Sedangkan perihal pemeliharaan IPG, BRG mengatakan hanya dapat melakukan pemeliharaan instalasi yang dibangun dengan dana APBN. Sementara banyak IPG dibangun pihak lain tanpa melaporkan ke BRG terkait keberadaan dan kondisinya. “Dana pemeliharaannya pun sangat kecil dibanding dengan jumlahnya.
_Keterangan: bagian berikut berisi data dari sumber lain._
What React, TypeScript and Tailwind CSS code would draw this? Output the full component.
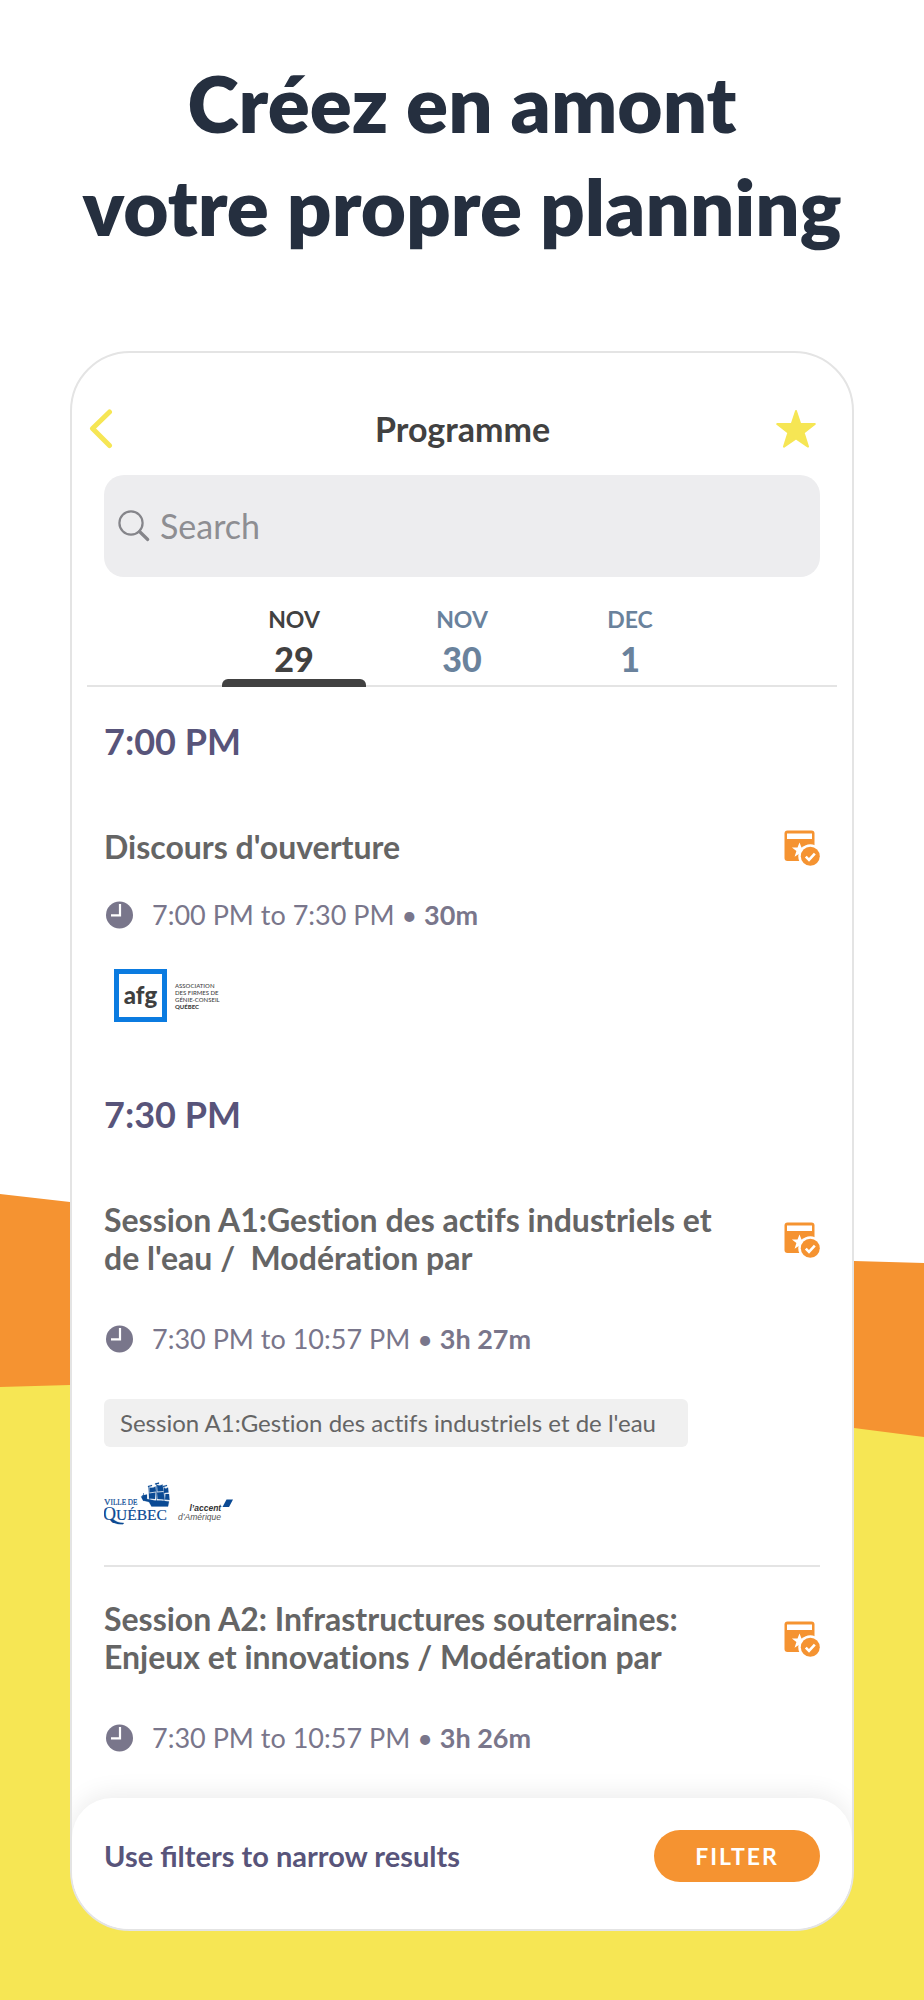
import React from "react";

type Day = { month: string; day: string; active?: boolean };

const days: Day[] = [
  { month: "NOV", day: "29", active: true },
  { month: "NOV", day: "30" },
  { month: "DEC", day: "1" },
];

function Backdrop() {
  return (
    <svg
      className="absolute inset-0 h-full w-full"
      viewBox="0 0 924 2000"
      preserveAspectRatio="none"
      aria-hidden="true"
    >
      <polygon points="0,1194 70,1202 462,1257 854,1261 924,1263 924,1500 0,1500" fill="#f59331" />
      <polygon points="0,1387 70,1385 462,1380 854,1428 924,1437 924,2000 0,2000" fill="#f6e654" />
    </svg>
  );
}

function BackIcon() {
  return (
    <svg className="h-10 w-6" viewBox="0 0 24 40" fill="none" aria-hidden="true">
      <path d="M20.500 3 3.500 19.500l17 17" stroke="#f6e654" strokeWidth="5" strokeLinecap="round" strokeLinejoin="round" />
    </svg>
  );
}

function StarIcon() {
  return (
    <svg className="h-10 w-10" viewBox="0 0 40 40" aria-hidden="true">
      <path
        d="M20 2 24.300 15H38.800L27.600 23.600 32 37.600 20 29.400 8 37.600 12.400 23.600 1.200 15H15.700Z"
        fill="#f6e654"
        stroke="#f6e654"
        strokeWidth="2"
        strokeLinejoin="round"
      />
    </svg>
  );
}

function SearchIcon() {
  return (
    <svg className="h-8 w-8 shrink-0" viewBox="0 0 32 32" fill="none" stroke="#85858a" aria-hidden="true">
      <circle cx="13" cy="13" r="11.600" strokeWidth="2.200" />
      <path d="m21.500 21.500 8.200 8" strokeWidth="3.200" strokeLinecap="round" />
    </svg>
  );
}

function ClockIcon() {
  return (
    <svg className="mx-0.5 h-7 w-7 shrink-0" viewBox="0 0 28 28" aria-hidden="true">
      <circle cx="13.500" cy="14" r="13.500" fill="#79768b" />
      <path d="M14 3V14.300H5" fill="none" stroke="#fff" strokeWidth="2.200" />
    </svg>
  );
}

function AgendaIcon() {
  return (
    <svg className="h-[38px] w-9" viewBox="0 -2 36 38" aria-hidden="true">
      <rect x="0.500" y="0.500" width="30" height="30.500" rx="3" fill="#f59331" />
      <rect x="3" y="3.500" width="25" height="5.500" fill="#fff" />
      <path d="m15.500 12.500 2 5h5.500l-4.500 3.500 1.800 5.800-4.800-3.300-4.900 3.300 1.800-5.800L7.900 17.500h5.600Z" fill="#fff" />
      <circle cx="26.300" cy="26.300" r="12" fill="#fff" />
      <circle cx="26.300" cy="26.300" r="9.500" fill="#f59331" />
      <path d="m21.800 26.600 3.200 3.200 5.800-6.200" fill="none" stroke="#fff" strokeWidth="2.600" />
    </svg>
  );
}

function AfgLogo() {
  return (
    <div className="flex h-[53px] items-center gap-2 pl-2.5 text-[#3f3f3f]">
      <span className="flex h-[53px] w-[53px] items-center justify-center border-[5px] border-[#0b7be0] pb-0.5 text-[24px] leading-none font-black">
        afg
      </span>
      <span className="text-[6px] leading-[7px] font-medium">
        ASSOCIATION
        <br />
        DES FIRMES DE
        <br />
        GÉNIE-CONSEIL
        <br />
        <b className="font-black">QUÉBEC</b>
      </span>
    </div>
  );
}

function QuebecLogo() {
  return (
    <svg className="h-[43px] w-[130px]" viewBox="0 0 130 43" role="img" aria-label="Ville de Québec, l'accent d'Amérique">
      <g fill="#0a4a94" stroke="#0a4a94" strokeWidth="0.200">
        <text x="0" y="23" fontSize="9" fontFamily="Liberation Serif, serif">
          V<tspan fontSize="7.200">ILLE DE</tspan>
        </text>
        <text x="-1" y="37.500" fontSize="18" fontFamily="Liberation Serif, serif">
          Q<tspan fontSize="15.500">UÉBEC</tspan>
        </text>
        <path d="M9 37q4 4 11 4l-1 1.200Q10 43 6 37.500Z" />
        <path d="M37 14.500h5l1 2.500 8 1.500h6l8 1-1 5H47.500L45 20l-6-1.500Z" />
        <path d="M45.500 5.500q3 1 6-1l.5 5-6.500 1ZM53 3q3 1 5.500-.5l1 6.500-6 .5ZM60 6q2 1 4-.5l.5 5-4.500.5ZM45 11.500l6.500-1-.5 6.500-6-.5ZM53 10.500l6.500-.5 1 7.500-7-.5ZM61.500 12h3.500l.5 6-4.500-.5Z" />
        <path d="M38 13.500l5-1v4l-4 .5ZM51 1.500l4-1v1.200l-4 .8ZM44 4l4-1v1l-4 1ZM59 4l4-1v1l-4 1Z" />
      </g>
      <path
        d="M44.500 4 46 20M52.500 1v18M60 4v15M39.500 11v8"
        fill="none"
        stroke="#0a4a94"
        strokeWidth="0.600"
      />
      <text x="85.500" y="29" fontSize="8.500" fontWeight="700" fontStyle="italic" fill="#333" fontFamily="Liberation Sans, sans-serif">
        l’accent
      </text>
      <text x="74" y="37.500" fontSize="8.500" fontStyle="italic" fill="#555" fontFamily="Liberation Sans, sans-serif">
        d’Amérique
      </text>
      <path d="M122.500 17.500h6.500l-4 7.500h-6.500Z" fill="#0a4a94" />
    </svg>
  );
}

function TimeRow({ range, length }: { range: string; length: string }) {
  return (
    <p className="flex items-center gap-4 text-[27px] leading-[38px] text-[#79768b]">
      <ClockIcon />
      <span>
        {range} • <b>{length}</b>
      </span>
    </p>
  );
}

function SessionTitle({ children }: { children: React.ReactNode }) {
  return (
    <div className="flex items-center justify-between gap-4">
      <h3 className="text-[32px] leading-[38px] font-bold text-[#656565]">{children}</h3>
      <button type="button" aria-label="Ajouter au planning" className="shrink-0">
        <AgendaIcon />
      </button>
    </div>
  );
}

function SlotHeading({ children }: { children: React.ReactNode }) {
  return <h2 className="text-[36px] leading-[38px] font-bold text-[#58547a]">{children}</h2>;
}

export default function App() {
  return (
    <div className="relative min-h-screen bg-white pb-[69px] font-['Lato','Noto_Sans',sans-serif]">
      <Backdrop />
      <div className="relative px-[70px] pt-[52px]">
        <h1 className="-mx-10 text-center text-[78px] leading-[103px] font-extrabold text-[#252f3f]">
          Créez en amont
          <br />
          votre propre planning
        </h1>

        <main className="mt-[93px] overflow-hidden rounded-[60px] border-2 border-[#e4e4e4] bg-white">
          <header className="grid h-[122px] grid-cols-[1fr_auto_1fr] items-center pt-[30px] pr-9 pl-[17px]">
            <button type="button" aria-label="Retour" className="justify-self-start">
              <BackIcon />
            </button>
            <h2 className="pl-5 text-[34px] leading-10 font-bold text-[#414141]">Programme</h2>
            <button type="button" aria-label="Favoris" className="justify-self-end">
              <StarIcon />
            </button>
          </header>

          <label className="mx-8 flex h-[102px] items-center gap-2.5 rounded-[20px] bg-[#ededef] px-3.5">
            <SearchIcon />
            <input
              type="search"
              aria-label="Search"
              placeholder="Search"
              className="w-full min-w-0 bg-transparent text-[34px] leading-10 text-[#414141] outline-none placeholder:text-[#8e8e92]"
            />
          </label>

          <nav className="mx-[15px] flex h-[110px] items-end justify-center gap-6 border-b-2 border-[#e4e4e4]">
            {days.map((d) => (
              <button
                key={d.month + d.day}
                type="button"
                className={
                  d.active
                    ? "-mb-0.5 flex w-36 flex-col items-center text-[#414141]"
                    : "-mb-0.5 flex w-36 flex-col items-center text-[#6a829c]"
                }
              >
                <span className="text-[23px] leading-8 font-bold">{d.month}</span>
                <span className="mt-1.5 text-[34px] leading-9 font-black">{d.day}</span>
                <span
                  className={
                    d.active ? "mt-0.5 h-2 w-full rounded-t-md bg-[#414141]" : "mt-0.5 h-2 w-full"
                  }
                />
              </button>
            ))}
          </nav>

          <div className="px-8 pt-[35px] pb-[41px] [font-variant-ligatures:no-common-ligatures]">
            <section>
              <SlotHeading>7:00 PM</SlotHeading>
              <article className="mt-[68px]">
                <SessionTitle>Discours d'ouverture</SessionTitle>
                <div className="mt-[30px]">
                  <TimeRow range="7:00 PM to 7:30 PM" length="30m" />
                </div>
                <div className="mt-[35px]">
                  <AfgLogo />
                </div>
              </article>
            </section>

            <section className="mt-[73px]">
              <SlotHeading>7:30 PM</SlotHeading>
              <article className="mt-[68px] border-b-2 border-[#e4e4e4] pb-10">
                <SessionTitle>
                  Session A1:Gestion des actifs industriels et
                  <br />
                  de l'eau /&nbsp; Modération par
                </SessionTitle>
                <div className="mt-[43px]">
                  <TimeRow range="7:30 PM to 10:57 PM" length="3h 27m" />
                </div>
                <p className="mt-[41px] w-fit rounded-md bg-[#f0f0f0] pr-8 pl-4 text-2xl leading-[48px] text-[#656565]">
                  Session A1:Gestion des actifs industriels et de l'eau
                </p>
                <div className="mt-[35px] flex">
                  <QuebecLogo />
                </div>
              </article>
              <article className="mt-[33px]">
                <SessionTitle>
                  Session A2: Infrastructures souterraines:
                  <br />
                  Enjeux et innovations / Modération par
                </SessionTitle>
                <div className="mt-[43px]">
                  <TimeRow range="7:30 PM to 10:57 PM" length="3h 26m" />
                </div>
              </article>
            </section>
          </div>

          <footer className="flex items-center justify-between rounded-t-[40px] bg-white px-8 pt-8 pb-[47px] shadow-[0_-4px_24px_rgba(0,0,0,0.08)]">
            <p className="text-[29px] leading-9 font-bold text-[#58547a]">Use filters to narrow results</p>
            <button
              type="button"
              className="h-[52px] w-[166px] rounded-full bg-[#f59331] text-[23px] font-bold tracking-[2px] text-white"
            >
              FILTER
            </button>
          </footer>
        </main>
      </div>
    </div>
  );
}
Sebenarnya fase awal lima tahun ini memang dilakukan pembangunan IPG dan fase setelahnya baru pemeliharaan,” ujar Myrna.

Tantangan Restorasi Gambut

 Project Coordinator Partner for Resilience Wetlands International Indonesia Susan Lusiana menambahkan bahwa tantangan dalam melakukan restorasi gambut di antaranya, kompleksitas kegiatan di dalam Kesatuan Hidrologis Gambut (KHG), lokasi restorasi lintas batas administratif di kabupaten dan provinsi, lokasi restorasi melintasi lahan konsesi milik perusahaan, turunnya permukaan gambut, dan terjadinya genangan serta tereksposnya tanah mineral (hilangnya gambut).

“Di dalam satu KHG, terdapat berbagai kegiatan dan kepentingan, baik oleh swasta, masyarakat maupun pemerintah. Jaringan kanal yang kompleks dan panjang di dalam KHG ini telah menyebabkan gambut menjadi kering di musim kemarau dan akhirnya mudah terbakar, dan tergenang di musim hujan akibat lahan gambutnya mengalami subsiden,” ujar Susan.